One way the eurozone might end its perpetual crises would be to form a fiscal union that would be able to respond to democratic politics. But there is not enough public support within the EU for the further loss of sovereignty over national budgets and the debt sharing that such a union would require. On top of that, the eurozone crisis has shown that the EU is now politically unable to make changes that require revising its treaties. In response to crises, EU institutions have had to adopt ad hoc emergency measures. The most prominent example is the ECB’s program of quantitative easing, which has proved crucial to supporting indebted southern European states. The program has left the ECB in an uncomfortable situation, as its new powers have not been legitimated by national governments. When normal deliberative politics cannot adapt to changing circumstances, the improvised responses that emerge invariably reflect the current distribution of power and avoid democratic accountability, fueling further discontent among the electorates of the weaker states.

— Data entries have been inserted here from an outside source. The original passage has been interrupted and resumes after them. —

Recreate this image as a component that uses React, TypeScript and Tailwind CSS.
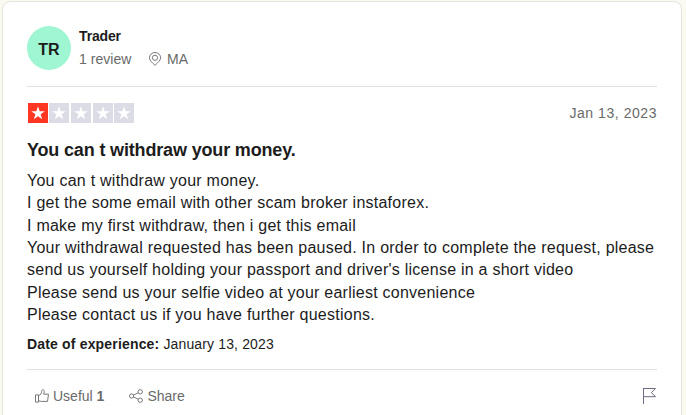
const reviewLines = [
  "You can t withdraw your money.",
  "I get the some email with other scam broker instaforex.",
  "I make my first withdraw, then i get this email",
  "Your withdrawal requested has been paused. In order to complete the request, please",
  "send us yourself holding your passport and driver's license in a short video",
  "Please send us your selfie video at your earliest convenience",
  "Please contact us if you have further questions.",
];

function Star({ filled }: { filled: boolean }) {
  return (
    <svg
      viewBox="0 0 20 20"
      className={`h-5 w-5 ${filled ? "bg-[#ff3722]" : "bg-[#dcdce6]"}`}
    >
      <path
        fill="#fff"
        d="M10 3.2l1.65 4.95h5.15l-4.15 3.05 1.55 5L10 13.2l-4.2 3 1.6-5-4.2-3.05h5.15z"
      />
    </svg>
  );
}

function PinIcon() {
  return (
    <svg viewBox="0 0 14 14" fill="none" stroke="#696a6a" strokeWidth="0.9" className="h-3.5 w-3.5">
      <path d="M7 13.4C4.6 10.9 1.4 8.6 1.4 5.8a5.6 5.3 0 0 1 11.2 0C12.6 8.6 9.4 10.9 7 13.4z" />
      <circle cx="7" cy="5.8" r="2.6" />
    </svg>
  );
}

function ThumbIcon() {
  return (
    <svg viewBox="0 0 14 14" fill="none" stroke="#696a6a" strokeWidth="0.9" className="h-3.5 w-3.5">
      <path d="M.5 5.9h3v7.2h-3z" />
      <path d="M3.5 6.9C5.6 5.9 6.6 4.4 6.6 2.3c0-2.4 2.6-2.2 2.6.3 0 1-.2 1.7-.5 2.6h4.8l-1 7.2H6.2l-2.7-.6" />
    </svg>
  );
}

function ShareIcon() {
  return (
    <svg viewBox="0 0 14 14" fill="none" stroke="#696a6a" strokeWidth="0.9" className="h-3.5 w-3.5">
      <circle cx="2.6" cy="7" r="2.1" />
      <circle cx="11.2" cy="2.8" r="2.2" />
      <circle cx="11.2" cy="11.2" r="2.2" />
      <path d="M4.5 6.1l4.7-2.3M4.5 7.9l4.7 2.3" />
    </svg>
  );
}

function FlagIcon() {
  return (
    <svg viewBox="0 0 14 16" fill="none" className="h-4 w-3.5">
      <path stroke="#6c6c85" d="M.5 0v16" />
      <path stroke="#6c6c85" d="M1 .5h11.5L8.3 4.7l4.2 4H1" />
    </svg>
  );
}

export default function App() {
  return (
    <div className="h-[415px] overflow-hidden bg-[#fbfaf1] pt-px pl-0.5 font-['Liberation_Sans',Arial,sans-serif] text-[#1c1c1c]">
      <article className="h-[440px] w-[680px] rounded-lg border border-[#e5e5dd] bg-white px-6 pt-6">
        <header className="flex h-[61px] gap-2 border-b border-[#e1e1e1]">
          <div className="flex h-11 w-11 items-center justify-center rounded-full bg-[#9ff6d3] pt-1 text-base font-bold">
            TR
          </div>
          <div>
            <div className="text-sm leading-5 font-bold tracking-[-0.15px]">Trader</div>
            <div className="mt-[3px] flex items-center text-sm leading-5 text-[#696a6a]">
              <span className="w-[69px] tracking-[0.05px]">1 review</span>
              <PinIcon />
              <span className="ml-[5px]">MA</span>
            </div>
          </div>
        </header>

        <div className="mt-4 flex h-5 items-center justify-between">
          <div className="flex gap-[1.7px] pl-[0.7px]">
            {[1, 2, 3, 4, 5].map((n) => (
              <Star key={n} filled={n === 1} />
            ))}
          </div>
          <time className="text-sm tracking-[0.55px] text-[#696a6a]">Jan 13, 2023</time>
        </div>

        <h2 className="mt-[15px] text-lg leading-6 font-bold tracking-[-0.16px]">
          You can t withdraw your money.
        </h2>
        <div className="mt-2 text-base leading-[22.35px] tracking-[0.245px] whitespace-nowrap">
          {reviewLines.map((line) => (
            <p key={line}>{line}</p>
          ))}
        </div>

        <p className="mt-2 text-sm leading-5 tracking-[0.14px]">
          <b className="tracking-[0.17px]">Date of experience:</b> January 13, 2023
        </p>

        <footer className="mt-[15px] flex items-center border-t border-[#e1e1e1] pt-4 pl-2 text-sm leading-5 text-[#696a6a]">
          <button className="flex items-center gap-1">
            <ThumbIcon />
            <span>
              Useful <b>1</b>
            </span>
          </button>
          <button className="ml-[25px] flex items-center gap-1">
            <ShareIcon />
            Share
          </button>
          <button className="ml-auto">
            <FlagIcon />
          </button>
        </footer>
      </article>
    </div>
  );
}
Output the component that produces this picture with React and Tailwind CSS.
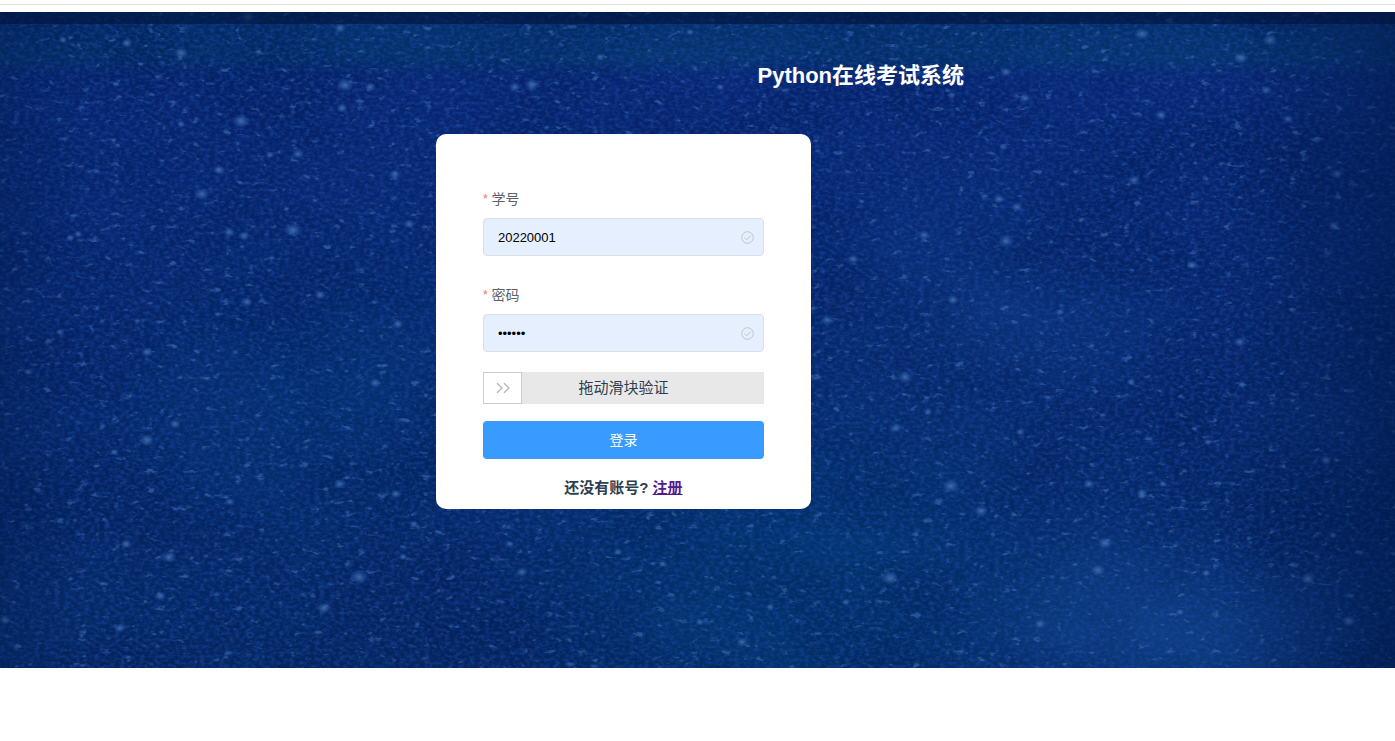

But neither can the EU take the opposite tack—returning some powers to national governments to reestablish democratic responsiveness there. Doing so would require the very treaty changes that are so difficult without a political consensus that does not exist. Moreover, the EU has already lasted long enough to compromise the democratic legitimacy of its constituent nation-states, especially when countries’ elections exclude EU citizens who do not also hold national citizenship but are otherwise free to live and work there. The inescapable conclusion is that the European Union is trapped. In its current state, it cannot respond sufficiently to democratic politics because its set rules must be enforced whatever national electorates decide. But people naturally expect that national politicians should have the final say over EU officials. Since the EU cannot move either decisively toward closer union or decisively away from it, any attempt to resolve its fundamental contradictions will only end up rupturing it.